Hall du Petit Palais. Photographie © Slash

La série « Petit Palais » suscite des questionnements sur la représentation des personnes noires au sein des musées occidentaux. À travers ce projet, l’artiste aborde les conventions colonialistes de l’affichage muséal et cherche à réparer un préjudice causé par l’institution. Il espère ainsi ouvrir un dialogue avec cette dernière qui permettra de repenser la présentation des bustes. Ici, Jefferson s’attarde aux rencontres fortuites entre les œuvres, le public et le personnel du Petit Palais. Il représente des visiteurs qui, s’affairant à des tâches banales, circulent autour des bustes sans leur porter attention. Dans Tarifs réduits (2020), par exemple, on observe un groupe de personnes rassemblées autour de la billetterie, attendant pour payer leur entrée. Ces scènes sont inspirées de moments dont l’artiste a été témoin au musée.

Esteban Jefferson (né en 1989), Tarifs réduits, de la série « Petit Palais », 2020, huile sur lin, 182,9 x 274,3 cm. Galerie Tanya Leighton

Les tons de rose et de beige qui composent l’atmosphère de Flâneuse évoquent le hall du Petit Palais, dont les murs sont couverts de marbre rose.
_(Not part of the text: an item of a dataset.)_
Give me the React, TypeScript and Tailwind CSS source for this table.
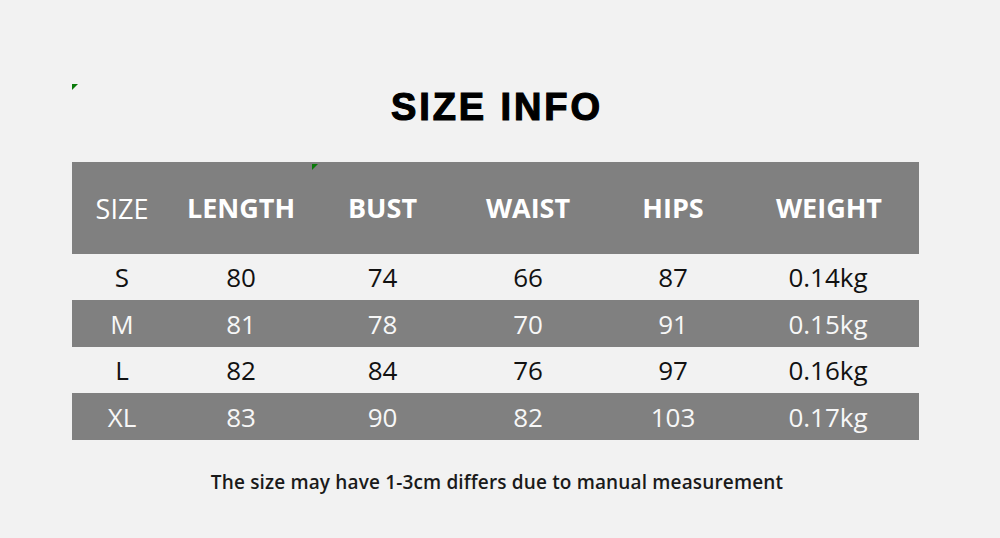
import React from 'react';

const headers = ['SIZE', 'LENGTH', 'BUST', 'WAIST', 'HIPS', 'WEIGHT'];

const rows = [
  ['S', '80', '74', '66', '87', '0.14kg'],
  ['M', '81', '78', '70', '91', '0.15kg'],
  ['L', '82', '84', '76', '97', '0.16kg'],
  ['XL', '83', '90', '82', '103', '0.17kg'],
];

function Flag({ className }: { className: string }) {
  // little excel-style comment marker
  return (
    <div
      className={`absolute w-0 h-0 border-t-[6px] border-t-[#0a7a0a] border-r-[6px] border-r-transparent ${className}`}
    />
  );
}

export default function App() {
  return (
    <div className="relative w-[1000px] h-[538px] bg-[#f2f2f2] font-['Open_Sans','Noto_Sans',sans-serif] overflow-hidden">
      <Flag className="left-[72px] top-[84px]" />

      <div className="flex flex-col pt-[83px]">
        <h1 className="text-center text-[38px] leading-[48px] font-bold tracking-[2.9px] text-black font-['Liberation_Sans',Arial,sans-serif] [-webkit-text-stroke:1.2px_black] pr-[6px]">
          SIZE INFO
        </h1>

        <div className="relative ml-[72px] mt-[31px] w-[847px]">
          <Flag className="left-[240px] top-[2px]" />
          <div className="grid grid-cols-[100px_138px_145px_146px_144px_174px] h-[92px] bg-[#808080] text-white items-center text-[27px]">
            {headers.map((h, i) => (
              <div
                key={h}
                className={`text-center ${i === 0 ? 'font-normal pt-[3px]' : 'font-bold'} ${i === 5 ? 'pr-[6px]' : ''}`}
              >
                {h}
              </div>
            ))}
          </div>

          {rows.map((r, ri) => {
            const dark = ri % 2 === 1;
            return (
              <div
                key={r[0]}
                className={`grid grid-cols-[100px_138px_145px_146px_144px_174px] items-center text-[26px] ${
                  dark ? 'bg-[#808080] text-[#f7f7f7] h-[47px]' : 'text-[#111] h-[46px]'
                }`}
              >
                {r.map((c, ci) => (
                  <div key={ci} className={`text-center leading-none ${ci === 5 ? 'pr-[8px]' : ''}`}>
                    {c}
                  </div>
                ))}
              </div>
            );
          })}
        </div>

        <p className="mt-[28px] text-center text-[19px] font-semibold tracking-[0.15px] text-[#1a1a1a] pr-[6px]">
          The size may have 1-3cm differs due to manual measurement
        </p>
      </div>
    </div>
  );
}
Fidèle à son habitude, Jefferson laisse une grande partie de la toile « inachevée ». « J’aime l’idée de ne pas tout peindre et de me concentrer uniquement sur la partie qui mérite d’être travaillée2 », explique-t-il.

Le titre de l’œuvre fait directement référence au flâneur de Baudelaire : observateur solitaire de la vie moderne qui déambule dans les rues de la ville, cherchant à « tirer l’éternel du transitoire3 ». Ainsi, Flâneuse met en scène une femme blanche d’un certain âge rivée à son téléphone, indifférente au buste qui se trouve tout près d’elle. Ses mains et sa tête sont peintes avec précision, tandis que sa robe fleurie se dissout dans l’arrière-plan, où s’esquisse vaguement le buste de la femme africaine. Aucune relation n’est établie entre les deux personnages. Le téléphone, au premier plan, est le seul objet qui semble digne d’intérêt pour la visiteuse.

On retrouve dans Flâneuse la finesse du travail à l’huile de Jefferson et la touche minutieuse qu’il apporte aux détails, même là où la toile est à peine effleurée par le pinceau. Cette œuvre est un ajout de premier plan à notre collection d’art contemporain, parce qu’elle s’arrime aux grandes questions qui traversent la production de l’artiste, mais aussi parce qu’elle représente pertinemment les défis auxquels font aujourd’hui face les institutions muséales.

1 Le Petit Palais a depuis apporté les modifications nécessaires sur son site web grâce aux informations transmises par l’artiste.

2 Traduction libre. Source : https://www.artnews.com/art-in-america/features/esteban-jefferson-portraits-of-the-petit-palais-1234593332/

3 Charles Baudelaire, « Le peintre de la vie moderne », dans L’art romantique, 1885, Calmann Lévy, Paris, p. 22.